The plight of ordinary Afghans is desperate. In a survey carried out by Oxfam, 70% blame poverty and unemployment for the continuing conflict and complain that aid fails to reach them. “What do you think the effect that two million Afghans martyred, 70% of Afghanistan destroyed and our economy eliminated has had on us?” a respondent in Nangarhar asked despairingly. “Half our people have been driven mad. A man who is 30 or 40 years old looks like he is 70. We always live in fear. We are not secure anywhere in Afghanistan,” he continued.

Another commented: “If people are jobless they are capable of anything,” ie they may join the Taliban fighters.

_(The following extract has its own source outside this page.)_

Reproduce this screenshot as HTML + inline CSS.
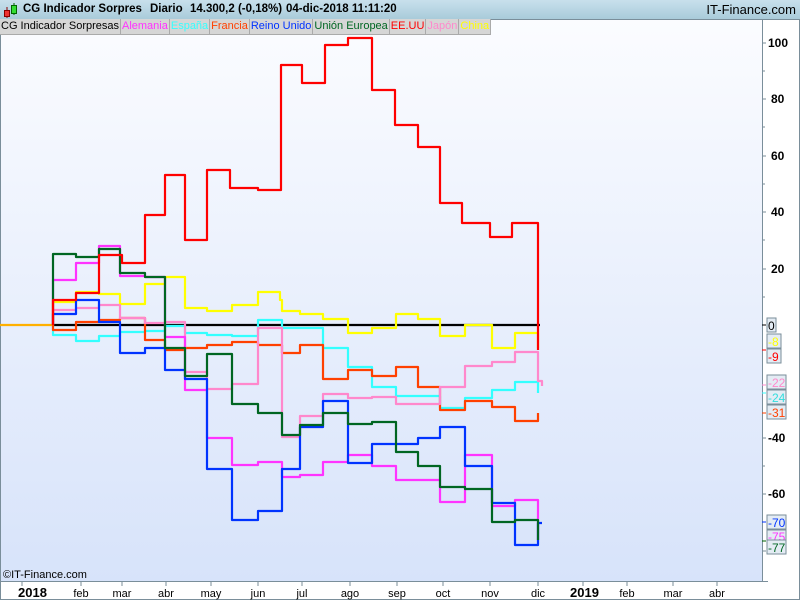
<!DOCTYPE html>
<html><head><meta charset="utf-8"><style>
body{margin:0;width:800px;height:600px;overflow:hidden;background:#fff;font-family:"Liberation Sans",sans-serif}
#t{position:absolute;left:0;top:0;width:800px;height:19px;background:linear-gradient(#c8e0ec,#a9cbda);border-bottom:1px solid #7a8e9a}
#t span{position:absolute;top:3px;font-size:11.5px;font-weight:bold;color:#000;white-space:nowrap}
#lg{position:absolute;left:0;top:19px;height:16px;display:flex;font-size:11px}
#lg div{background:#d6d6d6;border-right:1px solid #aaa;border-bottom:1px solid #aaa;padding:0 1px;line-height:15px}
</style></head><body>
<svg width="800" height="600" style="position:absolute;left:0;top:0">
<defs><linearGradient id="g" x1="0" y1="0" x2="0" y2="1"><stop offset="0" stop-color="#fbfcff"/><stop offset="1" stop-color="#d7e3fa"/></linearGradient></defs>
<rect x="0" y="20" width="762" height="561" fill="url(#g)"/>
<line x1="762.5" y1="20" x2="762.5" y2="582" stroke="#7a8e9a"/>
<line x1="0" y1="581.5" x2="768" y2="581.5" stroke="#7a8e9a"/>
<line x1="799.5" y1="20" x2="799.5" y2="600" stroke="#7a8e9a"/>
<line x1="0" y1="599.5" x2="800" y2="599.5" stroke="#7a8e9a"/>
<line x1="0.5" y1="20" x2="0.5" y2="600" stroke="#7a8e9a"/>
<g stroke="#7a8e9a">
<line x1="762" y1="43" x2="766" y2="43"/><line x1="762" y1="71" x2="765" y2="71"/><line x1="762" y1="99" x2="766" y2="99"/><line x1="762" y1="127" x2="765" y2="127"/><line x1="762" y1="156" x2="766" y2="156"/><line x1="762" y1="184" x2="765" y2="184"/><line x1="762" y1="212" x2="766" y2="212"/><line x1="762" y1="240" x2="765" y2="240"/><line x1="762" y1="269" x2="766" y2="269"/><line x1="762" y1="297" x2="765" y2="297"/><line x1="762" y1="438" x2="766" y2="438"/><line x1="762" y1="466" x2="765" y2="466"/><line x1="762" y1="494" x2="766" y2="494"/><line x1="762" y1="551" x2="766" y2="551"/>
<g transform="translate(0,582)"><line x1="22" y1="0" x2="22" y2="4"/><line x1="81" y1="0" x2="81" y2="4"/><line x1="122" y1="0" x2="122" y2="4"/><line x1="166" y1="0" x2="166" y2="4"/><line x1="211" y1="0" x2="211" y2="4"/><line x1="258" y1="0" x2="258" y2="4"/><line x1="302" y1="0" x2="302" y2="4"/><line x1="350" y1="0" x2="350" y2="4"/><line x1="397" y1="0" x2="397" y2="4"/><line x1="443" y1="0" x2="443" y2="4"/><line x1="490" y1="0" x2="490" y2="4"/><line x1="538" y1="0" x2="538" y2="4"/><line x1="583" y1="0" x2="583" y2="4"/><line x1="627" y1="0" x2="627" y2="4"/><line x1="673" y1="0" x2="673" y2="4"/><line x1="717" y1="0" x2="717" y2="4"/></g>
</g>
<g fill="none" stroke-width="2.2" stroke-linejoin="round">
<path stroke="#ffb000" d="M0 325H53"/>
<path stroke="#000" d="M53 325H540"/>
<path stroke="#33ffff" d="M53 325V335H76V341H99V336H120V332H145V331H165V326H185V333H207V335H232V336H258V320H282V328H323V348H348V367H372V387H396V396H440V408H465V398H492V390H515V382H538V393"/>
<path stroke="#ff4000" d="M53 325V330H76V322H99V320H120V318H145V340H165V350H185V348H207V345H232V342H258V345H282V353H300V345H323V379H348V370H372V376H396V367H418V387H440V410H465V401H492V407H515V421H538V413"/>
<path stroke="#ffff00" d="M53 325V302H76V292H99V294H120V304H145V284H165V277H185V308H207V311H232V305H258V292H280V300H282V311H300V314H323V319H348V333H372V328H396V314H418V319H440V336H465V325H492V348H515V333H538V348"/>
<path stroke="#ff88cc" d="M53 325V310H76V308H99V305H120V318H145V323H165V322H185V372H207V389H232V384H258V328H282V437H300V416H323V394H348V398H372V397H396V404H440V387H465V366H492V362H515V352H538V381H542V386"/>
<path stroke="#ff33ff" d="M53 325V280H76V263H99V246H120V276H145V277H165V337H185V390H207V438H232V465H258V462H282V477H300V475H323V462H348V455H372V466H396V480H440V502H465V455H492V506H515V500H538V540"/>
<path stroke="#0033ff" d="M53 325V314H76V300H99V322H120V353H145V348H165V370H185V379H207V469H232V520H258V511H282V469H300V427H323V401H348V463H372V444H418V438H440V427H465V466H492V503H515V545H538V523H542"/>
<path stroke="#006622" d="M53 325V254H76V257H99V249H120V273H145V277H165V348H185V376H207V354H232V404H258V413H282V435H300V425H323V413H348V424H372V422H396V452H418V466H440V487H465V489H492V522H515V520H538V540"/>
<path stroke="#ff0000" d="M53 325V300H76V293H99V255H122V263H145V215H165V175H185V240H207V170H230V188H258V190H281V65H302V83H325V45H348V38H372V90H395V125H418V147H440V203H462V223H490V237H512V223H538V350"/>
</g>
<g font-size="12" font-weight="bold" font-family="Liberation Sans,sans-serif">
<text x="768" y="47">100</text><text x="771" y="103">80</text><text x="771" y="160">60</text><text x="771" y="216">40</text><text x="771" y="273">20</text><text x="768" y="442">-40</text><text x="768" y="498">-60</text>
<text x="18" y="597" font-size="13">2018</text><text x="570" y="597" font-size="13">2019</text>
</g>
<g font-size="11" font-family="Liberation Sans,sans-serif" text-anchor="middle">
<text x="81" y="597">feb</text><text x="122" y="597">mar</text><text x="166" y="597">abr</text><text x="211" y="597">may</text><text x="258" y="597">jun</text><text x="302" y="597">jul</text><text x="350" y="597">ago</text><text x="397" y="597">sep</text><text x="443" y="597">oct</text><text x="490" y="597">nov</text><text x="538" y="597">dic</text><text x="627" y="597">feb</text><text x="673" y="597">mar</text><text x="717" y="597">abr</text>
</g>
<text x="3" y="578" font-size="11" font-family="Liberation Sans,sans-serif">©IT-Finance.com</text>
<g font-size="12" font-family="Liberation Sans,sans-serif" stroke-width="1">
<rect x="767" y="318" width="9" height="14" fill="#e4ecf4" stroke="#7a8e9a"/><text x="768" y="330">0</text>
<rect x="767" y="334" width="14" height="14" fill="#e4ecf4" stroke="#7a8e9a"/><text x="768" y="346" fill="#ffff00">-8</text>
<rect x="767" y="349" width="14" height="14" fill="#e4ecf4" stroke="#7a8e9a"/><text x="768" y="361" fill="#ff0000">-9</text>
<rect x="767" y="375" width="19" height="14" fill="#e4ecf4" stroke="#7a8e9a"/><text x="768" y="387" fill="#ff88cc">-22</text>
<rect x="767" y="390" width="19" height="14" fill="#e4ecf4" stroke="#7a8e9a"/><text x="768" y="402" fill="#33dddd">-24</text>
<rect x="767" y="405" width="19" height="14" fill="#e4ecf4" stroke="#7a8e9a"/><text x="768" y="417" fill="#ff4000">-31</text>
<rect x="767" y="515" width="19" height="14" fill="#e4ecf4" stroke="#7a8e9a"/><text x="768" y="527" fill="#0033ff">-70</text>
<rect x="767" y="530" width="19" height="12" fill="#e4ecf4" stroke="#7a8e9a"/><text x="768" y="541" fill="#ff33ff">-75</text>
<rect x="767" y="540" width="19" height="14" fill="#e4ecf4" stroke="#7a8e9a"/><text x="768" y="552" fill="#006622">-77</text>
</g>
<g stroke-width="1"><line x1="762" y1="325" x2="766" y2="325" stroke="#000"/><line x1="762" y1="350" x2="766" y2="350" stroke="#f00"/><line x1="762" y1="385" x2="766" y2="385" stroke="#ff88cc"/><line x1="762" y1="393" x2="766" y2="393" stroke="#3ff"/><line x1="762" y1="413" x2="766" y2="413" stroke="#ff4000"/><line x1="762" y1="522" x2="766" y2="522" stroke="#03f"/><line x1="762" y1="541" x2="766" y2="541" stroke="#060"/></g>
</svg>
<div id="t">
<svg width="18" height="18" style="position:absolute;left:2px;top:1px"><line x1="5" y1="6" x2="5" y2="17" stroke="#800"/><rect x="2.5" y="9.5" width="5" height="6" fill="#e33" stroke="#800"/><line x1="12" y1="2" x2="12" y2="14" stroke="#060"/><rect x="9.5" y="4.5" width="5" height="8" fill="#3d3" stroke="#060"/></svg>
<span style="left:23px">CG Indicador Sorpres</span>
<span style="left:150px">Diario</span>
<span style="left:190px">14.300,2 (-0,18%)</span>
<span style="left:286px">04-dic-2018 11:11:20</span>
<span style="right:4px;font-weight:normal;font-size:13px;top:2px">IT-Finance.com</span>
</div>
<div id="lg">
<div>CG Indicador Sorpresas</div><div style="color:#f3f">Alemania</div><div style="color:#3ff">España</div><div style="color:#ff4000">Francia</div><div style="color:#03f">Reino Unido</div><div style="color:#006622">Unión Europea</div><div style="color:#f00">EE.UU</div><div style="color:#f8c">Japón</div><div style="color:#ff0">China</div>
</div>
</body></html>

The arrival of large numbers of new troops will solve nothing and may worsen the situation for ordinary Afghans. This was reflected in the first resignation of a US official in Afghanistan, former marine captain Matthew Hoh, who wrote: “I have lost understanding of and confidence in the strategic purposes of US presence in Afghanistan. I have doubts and reservations about our current strategy and planned future strategy.”

Workers’ struggles

Far from ending the crisis the ongoing occupation will further destabilise the region, fuel the opposition to the US regime and its allies, and increase the threat of terrorism.

The only way out of this crisis is through the struggle of workers and poor peasants in Afghanistan to remove the occupiers and the corrupt Afghan government, and to build a socialist alternative to occupation and capitalist crisis.

In Britain the opening up of talks with the Taliban as troop fatalities continue to rise will lead to a further questioning of the war. With the ongoing economic crisis, rising unemployment and attacks on public services in Britain, the cost of the war will become harder to justify for Brown and the next government.

A revival of the anti-war movement in Britain needs to be linked to the growing industrial struggles and combined in a socialist programme to challenge the political incumbents at the coming general election.